--- begin INFORMATION SUPPLIED ---

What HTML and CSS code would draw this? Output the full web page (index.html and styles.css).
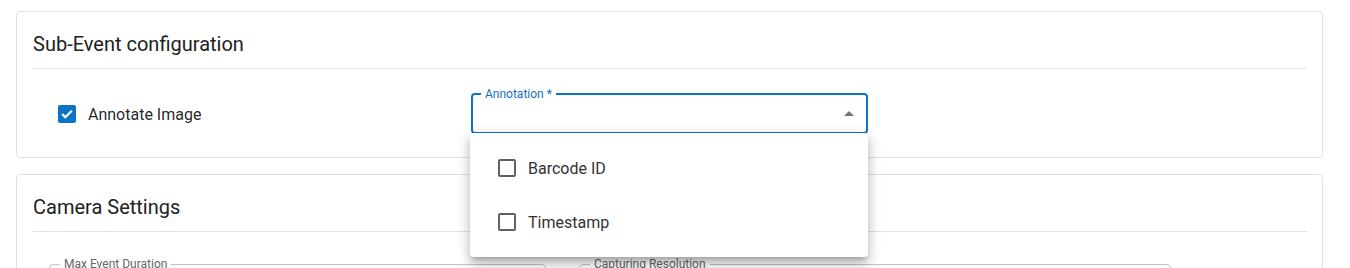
FILE: index.html
```html
<!DOCTYPE html>
<html lang="en">
<head>
    <meta charset="UTF-8">
    <title>Sub-Event configuration</title>
    <meta name="viewport" content="width=device-width, initial-scale=1.0">
    <link rel="stylesheet" href="styles.css">
</head>
<body>

<div class="page">

    <section class="card">
        <div class="card-header">
            <h2>Sub-Event configuration</h2>
        </div>
        <div class="card-body sub-event">
            <label class="check-row">
                <span class="checkbox checked">
                    <svg width="14" height="14" viewBox="0 0 14 14"><path d="M2.2 7.1l3.1 3.1 6.5-6.5" fill="none" stroke="#fff" stroke-width="2.2"/></svg>
                </span>
                <span class="check-label">Annotate Image</span>
            </label>

            <div class="select-wrap">
                <fieldset class="select focused">
                    <legend>Annotation *</legend>
                    <span class="select-value"></span>
                    <svg class="arrow" width="10" height="5" viewBox="0 0 10 5"><path d="M0 5l5-5 5 5z" fill="#757575"/></svg>
                </fieldset>

                <ul class="menu">
                    <li class="menu-item">
                        <span class="checkbox"></span>
                        <span>Barcode ID</span>
                    </li>
                    <li class="menu-item">
                        <span class="checkbox"></span>
                        <span>Timestamp</span>
                    </li>
                </ul>
            </div>
        </div>
    </section>

    <section class="card">
        <div class="card-header">
            <h2>Camera Settings</h2>
        </div>
        <div class="card-body camera">
            <fieldset class="field field-duration">
                <legend>Max Event Duration</legend>
            </fieldset>
            <fieldset class="field field-resolution">
                <legend>Capturing Resolution</legend>
            </fieldset>
        </div>
    </section>

</div>

</body>
</html>
```

FILE: styles.css
```css
body {
    font-family: Roboto, "Noto Sans", Arial, sans-serif;
    background-color: #ffffff;
    color: rgba(0, 0, 0, 0.87);
    margin: 0;
}

.page {
    padding: 11px 27px 0 16px;
    display: flex;
    flex-direction: column;
    gap: 16px;
}

.card {
    border: 1px solid #e0e0e0;
    border-radius: 4px;
    padding: 0 15px 0 16px;
    background-color: #fff;
}

.card-header {
    padding: 18px 0 10px;
    border-bottom: 1px solid #e0e0e0;
}

.card-header h2 {
    margin: 0;
    font-size: 20px;
    font-weight: 400;
    line-height: 28px;
    color: #212121;
}

/* Sub-event row */
.sub-event {
    display: flex;
    align-items: center;
    padding: 25px 0 23px;
}

.check-row {
    width: 413px;
    padding-left: 25px;
    display: flex;
    align-items: center;
    gap: 12px;
    font-size: 16px;
}

.checkbox {
    width: 18px;
    height: 18px;
    box-sizing: border-box;
    border: 2px solid #616161;
    border-radius: 2px;
    display: inline-flex;
    align-items: center;
    justify-content: center;
    flex-shrink: 0;
}

.checkbox.checked {
    background-color: #0f73c5;
    border-color: #0f73c5;
}

.select-wrap {
    position: relative;
    width: 397px;
}

.select {
    margin: -6px 0 0;
    height: 46px;
    box-sizing: border-box;
    padding: 0 12px 0 8px;
    border: 2px solid #0f73c5;
    border-radius: 4px;
    display: flex;
    align-items: center;
    justify-content: space-between;
}

.select legend {
    font-size: 12px;
    line-height: 12px;
    padding: 0 4px;
    color: #0f73c5;
}

.select .arrow {
    margin-top: -6px;
}

/* Open dropdown */
.menu {
    position: absolute;
    top: 39px;
    left: -1px;
    width: 398px;
    margin: 0;
    padding: 8px 0;
    list-style: none;
    background-color: #fff;
    border-radius: 4px;
    box-shadow: 0 5px 5px -3px rgba(0,0,0,0.2), 0 8px 10px 1px rgba(0,0,0,0.14), 0 3px 14px 2px rgba(0,0,0,0.12);
    z-index: 10;
}

.menu-item {
    height: 54px;
    padding-left: 28px;
    display: flex;
    align-items: center;
    gap: 12px;
    font-size: 16px;
    color: #333;
}

/* Camera settings */
.camera {
    display: flex;
    gap: 33px;
    padding: 26px 0 20px 16px;
}

.field {
    margin: 0;
    height: 46px;
    box-sizing: border-box;
    padding: 0 10px;
    border: 1px solid #c4c4c4;
    border-radius: 4px;
}

.field legend {
    font-size: 12px;
    line-height: 12px;
    padding: 0 4px;
    color: #666;
}

.field-duration {
    width: 497px;
}

.field-resolution {
    width: 592px;
}
```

--- end INFORMATION SUPPLIED ---

◆ **WHAT TO DO**: Quote the data exactly, leaving every image out of the copy.

◆ **WRITTEN REPLY**:
What HTML and CSS code would draw this? Output the full web page (index.html and styles.css).
FILE: index.html
```html
<!DOCTYPE html>
<html lang="en">
<head>
    <meta charset="UTF-8">
    <title>Sub-Event configuration</title>
    <meta name="viewport" content="width=device-width, initial-scale=1.0">
    <link rel="stylesheet" href="styles.css">
</head>
<body>

<div class="page">

    <section class="card">
        <div class="card-header">
            <h2>Sub-Event configuration</h2>
        </div>
        <div class="card-body sub-event">
            <label class="check-row">
                <span class="checkbox checked">
                    <svg width="14" height="14" viewBox="0 0 14 14"><path d="M2.2 7.1l3.1 3.1 6.5-6.5" fill="none" stroke="#fff" stroke-width="2.2"/></svg>
                </span>
                <span class="check-label">Annotate Image</span>
            </label>

            <div class="select-wrap">
                <fieldset class="select focused">
                    <legend>Annotation *</legend>
                    <span class="select-value"></span>
                    <svg class="arrow" width="10" height="5" viewBox="0 0 10 5"><path d="M0 5l5-5 5 5z" fill="#757575"/></svg>
                </fieldset>

                <ul class="menu">
                    <li class="menu-item">
                        <span class="checkbox"></span>
                        <span>Barcode ID</span>
                    </li>
                    <li class="menu-item">
                        <span class="checkbox"></span>
                        <span>Timestamp</span>
                    </li>
                </ul>
            </div>
        </div>
    </section>

    <section class="card">
        <div class="card-header">
            <h2>Camera Settings</h2>
        </div>
        <div class="card-body camera">
            <fieldset class="field field-duration">
                <legend>Max Event Duration</legend>
            </fieldset>
            <fieldset class="field field-resolution">
                <legend>Capturing Resolution</legend>
            </fieldset>
        </div>
    </section>

</div>

</body>
</html>
```

FILE: styles.css
```css
body {
    font-family: Roboto, "Noto Sans", Arial, sans-serif;
    background-color: #ffffff;
    color: rgba(0, 0, 0, 0.87);
    margin: 0;
}

.page {
    padding: 11px 27px 0 16px;
    display: flex;
    flex-direction: column;
    gap: 16px;
}

.card {
    border: 1px solid #e0e0e0;
    border-radius: 4px;
    padding: 0 15px 0 16px;
    background-color: #fff;
}

.card-header {
    padding: 18px 0 10px;
    border-bottom: 1px solid #e0e0e0;
}

.card-header h2 {
    margin: 0;
    font-size: 20px;
    font-weight: 400;
    line-height: 28px;
    color: #212121;
}

/* Sub-event row */
.sub-event {
    display: flex;
    align-items: center;
    padding: 25px 0 23px;
}

.check-row {
    width: 413px;
    padding-left: 25px;
    display: flex;
    align-items: center;
    gap: 12px;
    font-size: 16px;
}

.checkbox {
    width: 18px;
    height: 18px;
    box-sizing: border-box;
    border: 2px solid #616161;
    border-radius: 2px;
    display: inline-flex;
    align-items: center;
    justify-content: center;
    flex-shrink: 0;
}

.checkbox.checked {
    background-color: #0f73c5;
    border-color: #0f73c5;
}

.select-wrap {
    position: relative;
    width: 397px;
}

.select {
    margin: -6px 0 0;
    height: 46px;
    box-sizing: border-box;
    padding: 0 12px 0 8px;
    border: 2px solid #0f73c5;
    border-radius: 4px;
    display: flex;
    align-items: center;
    justify-content: space-between;
}

.select legend {
    font-size: 12px;
    line-height: 12px;
    padding: 0 4px;
    color: #0f73c5;
}

.select .arrow {
    margin-top: -6px;
}

/* Open dropdown */
.menu {
    position: absolute;
    top: 39px;
    left: -1px;
    width: 398px;
    margin: 0;
    padding: 8px 0;
    list-style: none;
    background-color: #fff;
    border-radius: 4px;
    box-shadow: 0 5px 5px -3px rgba(0,0,0,0.2), 0 8px 10px 1px rgba(0,0,0,0.14), 0 3px 14px 2px rgba(0,0,0,0.12);
    z-index: 10;
}

.menu-item {
    height: 54px;
    padding-left: 28px;
    display: flex;
    align-items: center;
    gap: 12px;
    font-size: 16px;
    color: #333;
}

/* Camera settings */
.camera {
    display: flex;
    gap: 33px;
    padding: 26px 0 20px 16px;
}

.field {
    margin: 0;
    height: 46px;
    box-sizing: border-box;
    padding: 0 10px;
    border: 1px solid #c4c4c4;
    border-radius: 4px;
}

.field legend {
    font-size: 12px;
    line-height: 12px;
    padding: 0 4px;
    color: #666;
}

.field-duration {
    width: 497px;
}

.field-resolution {
    width: 592px;
}
```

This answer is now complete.